Davis withdrew from the race before the election and did not submit petitions to appear on the ballot, in part because of her drug arrest in August 2013.

=== 2017–2019 special counsel investigation ===

In July 2018, The New York Times reported that Davis was expecting a subpoena from special counsel, Robert Mueller, who was investigating Russian interference in the 2016 election. It was then reported by NBC News that Davis had a private meeting on August 3 with the Special Counsel's team because of her links and longterm employment by Trump advisor Roger J. Stone Jr.

In defense of Davis' subpoena, Stone issued the following statement: "Kristin Davis has been a friend of mine and has worked on and off for me for 10 years," Stone said, noting that Davis is currently in the cosmetology business. "She is a brilliant woman who paid her debt to society and who has remade her life. I am the Godfather to her son."
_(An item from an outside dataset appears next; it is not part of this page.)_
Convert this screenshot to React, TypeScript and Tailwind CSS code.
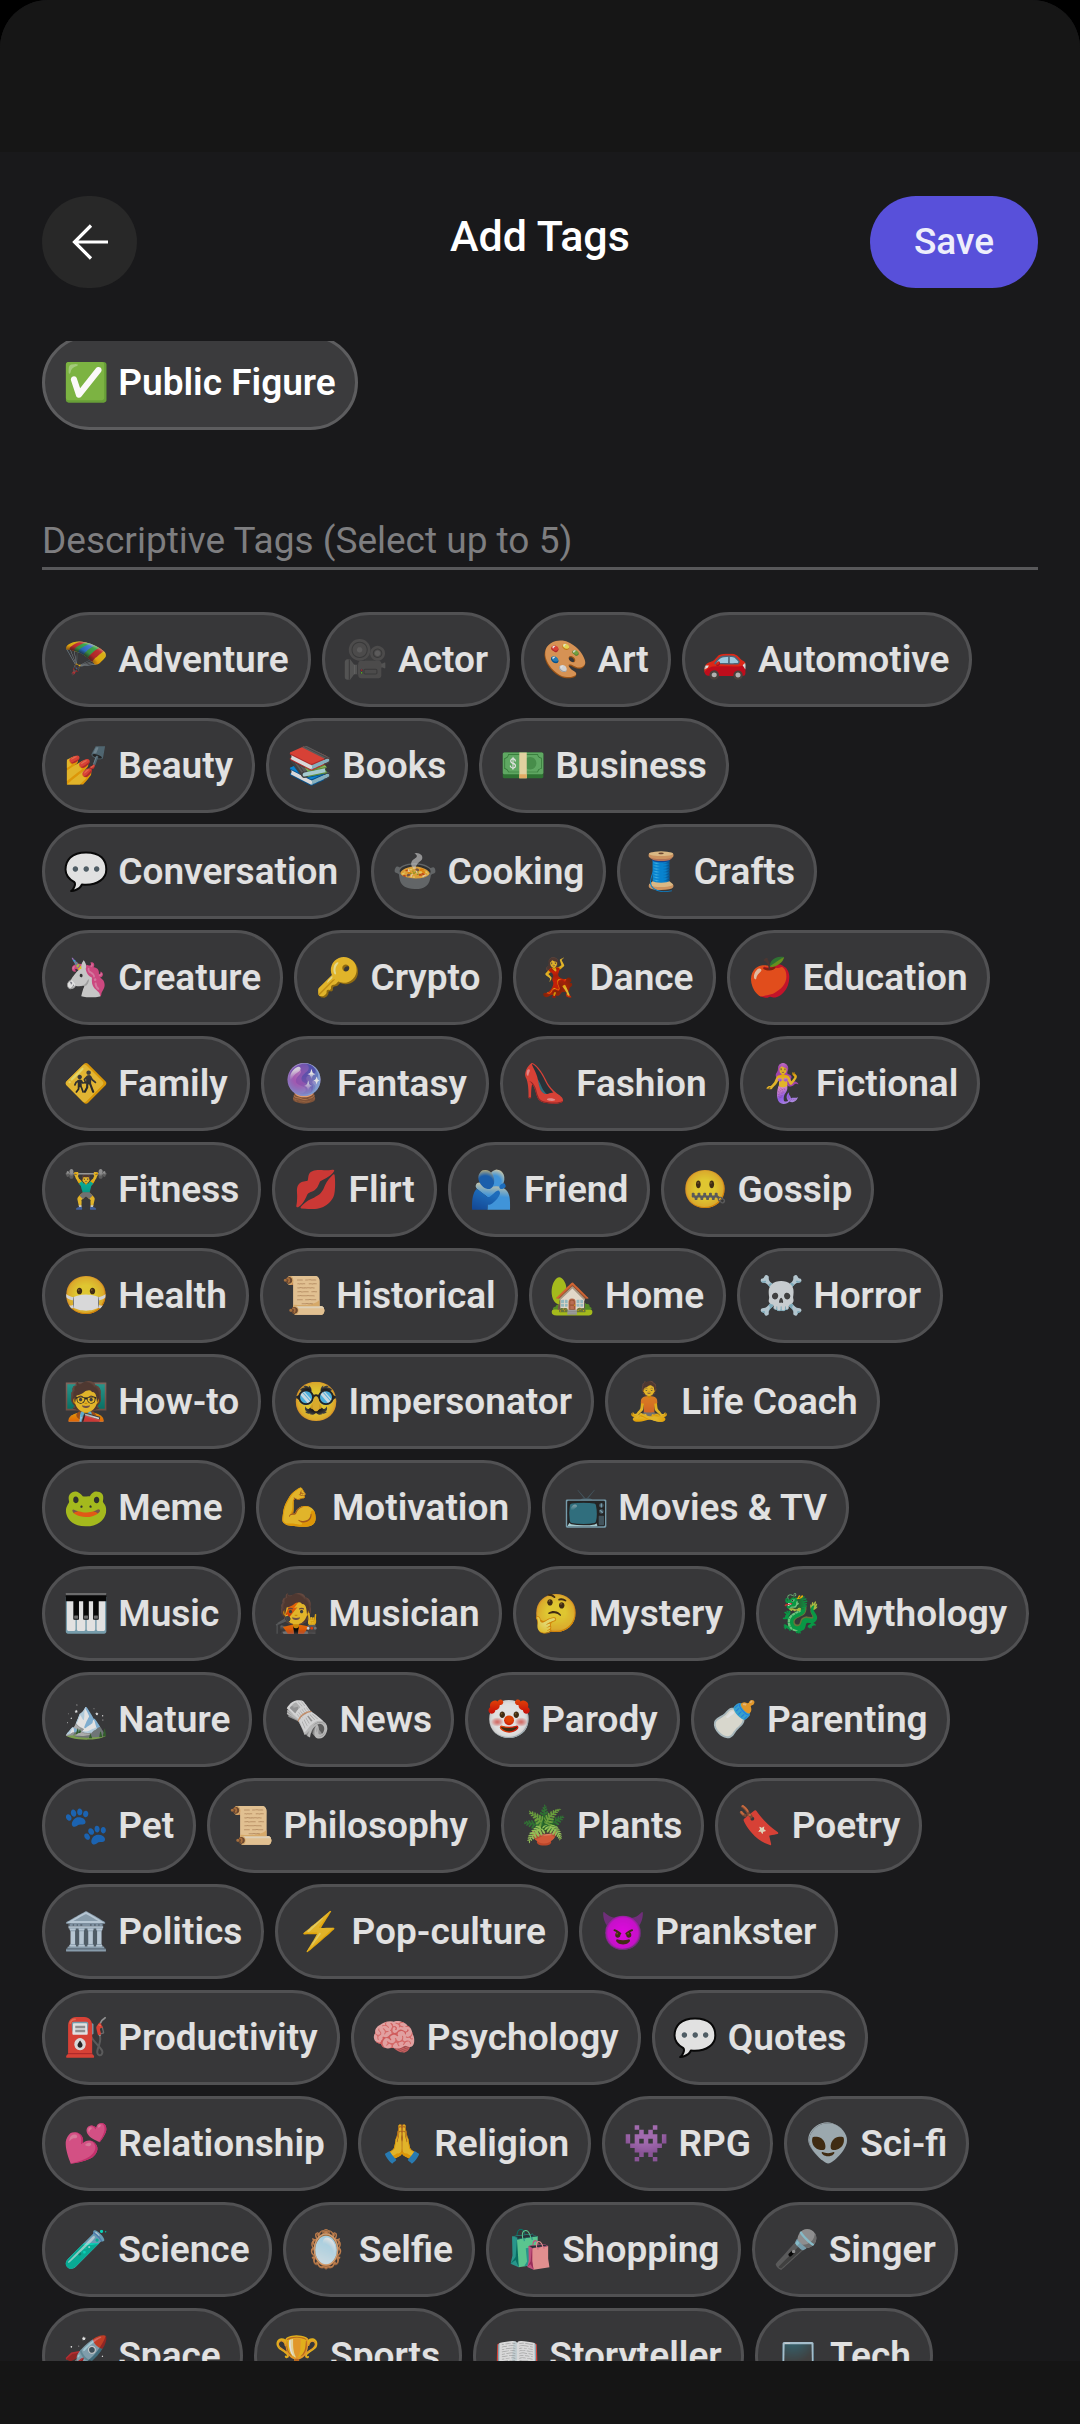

On August 10, 2018, Davis formally testified for the Special Counsel in DC. The next week, Davis appeared on Good Day New York and talked about the perceived bullying she received by prosecutor Aaron Zellinsky and how she identified comedian Randy Credico as the "intermediary" between Stone and WikiLeaks founder Julian Assange.

Davis has been a vocal advocate for Stone's defense, appearing on numerous TV shows after his arrest in 2019.

=== 2022 January 6 Committee Investigation ===
While Davis has not publicly talked about her subpoena and January 6 committee interview, the transcript of her testimony is publicly available.